#### Requirements:
Exclude the pictures and return every line exactly as written.
□ □ □ □ □
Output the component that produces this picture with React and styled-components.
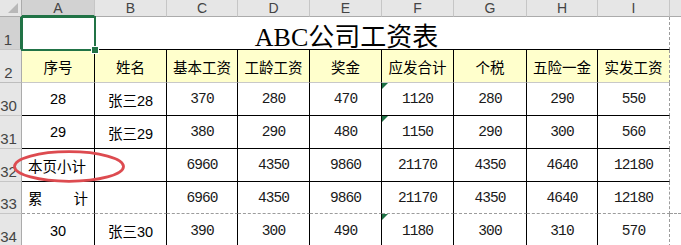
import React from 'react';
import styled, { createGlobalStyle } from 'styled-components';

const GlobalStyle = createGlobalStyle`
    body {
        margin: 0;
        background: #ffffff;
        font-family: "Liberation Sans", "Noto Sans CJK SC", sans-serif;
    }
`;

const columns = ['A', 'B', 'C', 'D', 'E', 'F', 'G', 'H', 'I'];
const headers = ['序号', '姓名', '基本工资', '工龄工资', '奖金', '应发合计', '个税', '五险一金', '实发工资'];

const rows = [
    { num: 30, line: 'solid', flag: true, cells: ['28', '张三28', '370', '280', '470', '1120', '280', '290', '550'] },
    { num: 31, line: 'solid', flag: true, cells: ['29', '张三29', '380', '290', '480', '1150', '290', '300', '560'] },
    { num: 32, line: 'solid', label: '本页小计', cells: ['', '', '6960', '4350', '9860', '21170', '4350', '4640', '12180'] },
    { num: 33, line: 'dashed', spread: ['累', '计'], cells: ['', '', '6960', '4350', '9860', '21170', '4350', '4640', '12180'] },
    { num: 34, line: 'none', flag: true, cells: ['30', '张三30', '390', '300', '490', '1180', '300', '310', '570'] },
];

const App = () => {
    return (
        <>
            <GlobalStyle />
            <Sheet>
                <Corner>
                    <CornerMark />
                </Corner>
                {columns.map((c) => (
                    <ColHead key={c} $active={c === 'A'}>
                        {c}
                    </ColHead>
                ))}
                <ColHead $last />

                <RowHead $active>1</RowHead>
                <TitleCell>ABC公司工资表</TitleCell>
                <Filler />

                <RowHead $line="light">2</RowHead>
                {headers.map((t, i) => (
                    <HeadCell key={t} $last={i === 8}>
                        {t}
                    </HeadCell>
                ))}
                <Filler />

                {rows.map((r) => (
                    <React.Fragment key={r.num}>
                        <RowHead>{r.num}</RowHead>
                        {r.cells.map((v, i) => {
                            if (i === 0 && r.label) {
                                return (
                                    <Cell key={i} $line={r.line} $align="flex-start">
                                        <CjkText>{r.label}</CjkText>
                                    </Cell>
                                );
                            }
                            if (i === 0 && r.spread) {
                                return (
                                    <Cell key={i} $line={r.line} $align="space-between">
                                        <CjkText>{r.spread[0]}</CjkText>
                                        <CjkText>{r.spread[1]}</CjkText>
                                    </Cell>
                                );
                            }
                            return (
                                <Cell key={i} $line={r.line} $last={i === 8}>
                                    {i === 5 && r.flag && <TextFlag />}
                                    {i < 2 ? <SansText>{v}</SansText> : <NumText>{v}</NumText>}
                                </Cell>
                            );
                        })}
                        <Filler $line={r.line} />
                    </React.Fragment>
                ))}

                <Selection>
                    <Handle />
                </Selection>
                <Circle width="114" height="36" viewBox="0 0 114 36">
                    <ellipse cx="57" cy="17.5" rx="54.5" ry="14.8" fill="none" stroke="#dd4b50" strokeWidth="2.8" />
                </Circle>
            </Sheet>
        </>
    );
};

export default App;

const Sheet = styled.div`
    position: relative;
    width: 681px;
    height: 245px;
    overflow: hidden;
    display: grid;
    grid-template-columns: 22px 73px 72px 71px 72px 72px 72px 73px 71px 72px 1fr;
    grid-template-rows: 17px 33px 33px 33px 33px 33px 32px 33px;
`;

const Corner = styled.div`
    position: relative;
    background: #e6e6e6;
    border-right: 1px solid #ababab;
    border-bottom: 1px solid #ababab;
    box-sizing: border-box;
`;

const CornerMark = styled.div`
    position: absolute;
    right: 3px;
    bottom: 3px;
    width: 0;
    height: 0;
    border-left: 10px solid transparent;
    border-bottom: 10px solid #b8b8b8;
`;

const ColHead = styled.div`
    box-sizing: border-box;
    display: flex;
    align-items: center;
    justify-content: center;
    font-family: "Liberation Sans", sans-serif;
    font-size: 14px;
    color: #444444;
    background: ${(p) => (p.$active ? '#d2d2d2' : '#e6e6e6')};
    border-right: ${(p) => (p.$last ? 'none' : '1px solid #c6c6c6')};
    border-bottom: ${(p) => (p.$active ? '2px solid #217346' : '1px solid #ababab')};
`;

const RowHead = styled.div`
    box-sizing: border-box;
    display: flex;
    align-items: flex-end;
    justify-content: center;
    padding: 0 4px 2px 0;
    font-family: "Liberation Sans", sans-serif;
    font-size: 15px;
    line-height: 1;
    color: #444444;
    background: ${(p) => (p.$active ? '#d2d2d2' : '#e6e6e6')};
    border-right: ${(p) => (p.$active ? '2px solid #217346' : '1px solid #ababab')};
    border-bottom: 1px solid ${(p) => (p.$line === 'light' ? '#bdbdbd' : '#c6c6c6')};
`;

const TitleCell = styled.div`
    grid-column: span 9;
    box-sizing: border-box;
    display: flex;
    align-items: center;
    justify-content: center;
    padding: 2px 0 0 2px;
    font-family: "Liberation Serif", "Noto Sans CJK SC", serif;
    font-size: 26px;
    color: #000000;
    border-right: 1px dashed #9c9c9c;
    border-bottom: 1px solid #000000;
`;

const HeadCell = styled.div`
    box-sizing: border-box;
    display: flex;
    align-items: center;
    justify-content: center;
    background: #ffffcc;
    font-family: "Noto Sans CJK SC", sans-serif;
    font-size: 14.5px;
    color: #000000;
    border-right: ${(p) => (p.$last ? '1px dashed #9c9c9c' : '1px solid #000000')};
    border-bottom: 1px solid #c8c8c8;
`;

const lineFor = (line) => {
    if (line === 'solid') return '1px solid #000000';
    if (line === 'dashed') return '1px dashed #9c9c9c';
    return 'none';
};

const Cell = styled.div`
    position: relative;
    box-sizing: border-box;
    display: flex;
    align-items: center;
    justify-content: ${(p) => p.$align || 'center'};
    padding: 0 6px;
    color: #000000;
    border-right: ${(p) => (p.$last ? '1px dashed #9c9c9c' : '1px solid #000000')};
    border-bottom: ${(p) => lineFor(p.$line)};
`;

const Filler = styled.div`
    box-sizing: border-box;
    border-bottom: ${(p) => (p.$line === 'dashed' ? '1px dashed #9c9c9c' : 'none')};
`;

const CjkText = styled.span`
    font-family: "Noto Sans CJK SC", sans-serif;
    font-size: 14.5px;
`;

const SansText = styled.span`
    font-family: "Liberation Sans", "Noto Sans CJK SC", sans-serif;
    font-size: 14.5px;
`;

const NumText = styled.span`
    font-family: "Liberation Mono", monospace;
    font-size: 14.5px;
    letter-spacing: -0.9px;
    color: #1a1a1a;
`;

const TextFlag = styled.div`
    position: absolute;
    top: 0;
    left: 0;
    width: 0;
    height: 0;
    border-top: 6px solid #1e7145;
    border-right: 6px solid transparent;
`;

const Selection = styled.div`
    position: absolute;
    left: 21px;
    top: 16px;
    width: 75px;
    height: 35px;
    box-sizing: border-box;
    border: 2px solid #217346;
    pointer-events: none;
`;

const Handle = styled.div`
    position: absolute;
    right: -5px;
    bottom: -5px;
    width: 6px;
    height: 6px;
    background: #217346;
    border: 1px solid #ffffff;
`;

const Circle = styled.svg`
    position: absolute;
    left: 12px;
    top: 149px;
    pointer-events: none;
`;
□ □ □ □ □
#### Answer to the task:
Output the component that produces this picture with React and styled-components.
import React from 'react';
import styled, { createGlobalStyle } from 'styled-components';

const GlobalStyle = createGlobalStyle`
    body {
        margin: 0;
        background: #ffffff;
        font-family: "Liberation Sans", "Noto Sans CJK SC", sans-serif;
    }
`;

const columns = ['A', 'B', 'C', 'D', 'E', 'F', 'G', 'H', 'I'];
const headers = ['序号', '姓名', '基本工资', '工龄工资', '奖金', '应发合计', '个税', '五险一金', '实发工资'];

const rows = [
    { num: 30, line: 'solid', flag: true, cells: ['28', '张三28', '370', '280', '470', '1120', '280', '290', '550'] },
    { num: 31, line: 'solid', flag: true, cells: ['29', '张三29', '380', '290', '480', '1150', '290', '300', '560'] },
    { num: 32, line: 'solid', label: '本页小计', cells: ['', '', '6960', '4350', '9860', '21170', '4350', '4640', '12180'] },
    { num: 33, line: 'dashed', spread: ['累', '计'], cells: ['', '', '6960', '4350', '9860', '21170', '4350', '4640', '12180'] },
    { num: 34, line: 'none', flag: true, cells: ['30', '张三30', '390', '300', '490', '1180', '300', '310', '570'] },
];

const App = () => {
    return (
        <>
            <GlobalStyle />
            <Sheet>
                <Corner>
                    <CornerMark />
                </Corner>
                {columns.map((c) => (
                    <ColHead key={c} $active={c === 'A'}>
                        {c}
                    </ColHead>
                ))}
                <ColHead $last />

                <RowHead $active>1</RowHead>
                <TitleCell>ABC公司工资表</TitleCell>
                <Filler />

                <RowHead $line="light">2</RowHead>
                {headers.map((t, i) => (
                    <HeadCell key={t} $last={i === 8}>
                        {t}
                    </HeadCell>
                ))}
                <Filler />

                {rows.map((r) => (
                    <React.Fragment key={r.num}>
                        <RowHead>{r.num}</RowHead>
                        {r.cells.map((v, i) => {
                            if (i === 0 && r.label) {
                                return (
                                    <Cell key={i} $line={r.line} $align="flex-start">
                                        <CjkText>{r.label}</CjkText>
                                    </Cell>
                                );
                            }
                            if (i === 0 && r.spread) {
                                return (
                                    <Cell key={i} $line={r.line} $align="space-between">
                                        <CjkText>{r.spread[0]}</CjkText>
                                        <CjkText>{r.spread[1]}</CjkText>
                                    </Cell>
                                );
                            }
                            return (
                                <Cell key={i} $line={r.line} $last={i === 8}>
                                    {i === 5 && r.flag && <TextFlag />}
                                    {i < 2 ? <SansText>{v}</SansText> : <NumText>{v}</NumText>}
                                </Cell>
                            );
                        })}
                        <Filler $line={r.line} />
                    </React.Fragment>
                ))}

                <Selection>
                    <Handle />
                </Selection>
                <Circle width="114" height="36" viewBox="0 0 114 36">
                    <ellipse cx="57" cy="17.5" rx="54.5" ry="14.8" fill="none" stroke="#dd4b50" strokeWidth="2.8" />
                </Circle>
            </Sheet>
        </>
    );
};

export default App;

const Sheet = styled.div`
    position: relative;
    width: 681px;
    height: 245px;
    overflow: hidden;
    display: grid;
    grid-template-columns: 22px 73px 72px 71px 72px 72px 72px 73px 71px 72px 1fr;
    grid-template-rows: 17px 33px 33px 33px 33px 33px 32px 33px;
`;

const Corner = styled.div`
    position: relative;
    background: #e6e6e6;
    border-right: 1px solid #ababab;
    border-bottom: 1px solid #ababab;
    box-sizing: border-box;
`;

const CornerMark = styled.div`
    position: absolute;
    right: 3px;
    bottom: 3px;
    width: 0;
    height: 0;
    border-left: 10px solid transparent;
    border-bottom: 10px solid #b8b8b8;
`;

const ColHead = styled.div`
    box-sizing: border-box;
    display: flex;
    align-items: center;
    justify-content: center;
    font-family: "Liberation Sans", sans-serif;
    font-size: 14px;
    color: #444444;
    background: ${(p) => (p.$active ? '#d2d2d2' : '#e6e6e6')};
    border-right: ${(p) => (p.$last ? 'none' : '1px solid #c6c6c6')};
    border-bottom: ${(p) => (p.$active ? '2px solid #217346' : '1px solid #ababab')};
`;

const RowHead = styled.div`
    box-sizing: border-box;
    display: flex;
    align-items: flex-end;
    justify-content: center;
    padding: 0 4px 2px 0;
    font-family: "Liberation Sans", sans-serif;
    font-size: 15px;
    line-height: 1;
    color: #444444;
    background: ${(p) => (p.$active ? '#d2d2d2' : '#e6e6e6')};
    border-right: ${(p) => (p.$active ? '2px solid #217346' : '1px solid #ababab')};
    border-bottom: 1px solid ${(p) => (p.$line === 'light' ? '#bdbdbd' : '#c6c6c6')};
`;

const TitleCell = styled.div`
    grid-column: span 9;
    box-sizing: border-box;
    display: flex;
    align-items: center;
    justify-content: center;
    padding: 2px 0 0 2px;
    font-family: "Liberation Serif", "Noto Sans CJK SC", serif;
    font-size: 26px;
    color: #000000;
    border-right: 1px dashed #9c9c9c;
    border-bottom: 1px solid #000000;
`;

const HeadCell = styled.div`
    box-sizing: border-box;
    display: flex;
    align-items: center;
    justify-content: center;
    background: #ffffcc;
    font-family: "Noto Sans CJK SC", sans-serif;
    font-size: 14.5px;
    color: #000000;
    border-right: ${(p) => (p.$last ? '1px dashed #9c9c9c' : '1px solid #000000')};
    border-bottom: 1px solid #c8c8c8;
`;

const lineFor = (line) => {
    if (line === 'solid') return '1px solid #000000';
    if (line === 'dashed') return '1px dashed #9c9c9c';
    return 'none';
};

const Cell = styled.div`
    position: relative;
    box-sizing: border-box;
    display: flex;
    align-items: center;
    justify-content: ${(p) => p.$align || 'center'};
    padding: 0 6px;
    color: #000000;
    border-right: ${(p) => (p.$last ? '1px dashed #9c9c9c' : '1px solid #000000')};
    border-bottom: ${(p) => lineFor(p.$line)};
`;

const Filler = styled.div`
    box-sizing: border-box;
    border-bottom: ${(p) => (p.$line === 'dashed' ? '1px dashed #9c9c9c' : 'none')};
`;

const CjkText = styled.span`
    font-family: "Noto Sans CJK SC", sans-serif;
    font-size: 14.5px;
`;

const SansText = styled.span`
    font-family: "Liberation Sans", "Noto Sans CJK SC", sans-serif;
    font-size: 14.5px;
`;

const NumText = styled.span`
    font-family: "Liberation Mono", monospace;
    font-size: 14.5px;
    letter-spacing: -0.9px;
    color: #1a1a1a;
`;

const TextFlag = styled.div`
    position: absolute;
    top: 0;
    left: 0;
    width: 0;
    height: 0;
    border-top: 6px solid #1e7145;
    border-right: 6px solid transparent;
`;

const Selection = styled.div`
    position: absolute;
    left: 21px;
    top: 16px;
    width: 75px;
    height: 35px;
    box-sizing: border-box;
    border: 2px solid #217346;
    pointer-events: none;
`;

const Handle = styled.div`
    position: absolute;
    right: -5px;
    bottom: -5px;
    width: 6px;
    height: 6px;
    background: #217346;
    border: 1px solid #ffffff;
`;

const Circle = styled.svg`
    position: absolute;
    left: 12px;
    top: 149px;
    pointer-events: none;
`;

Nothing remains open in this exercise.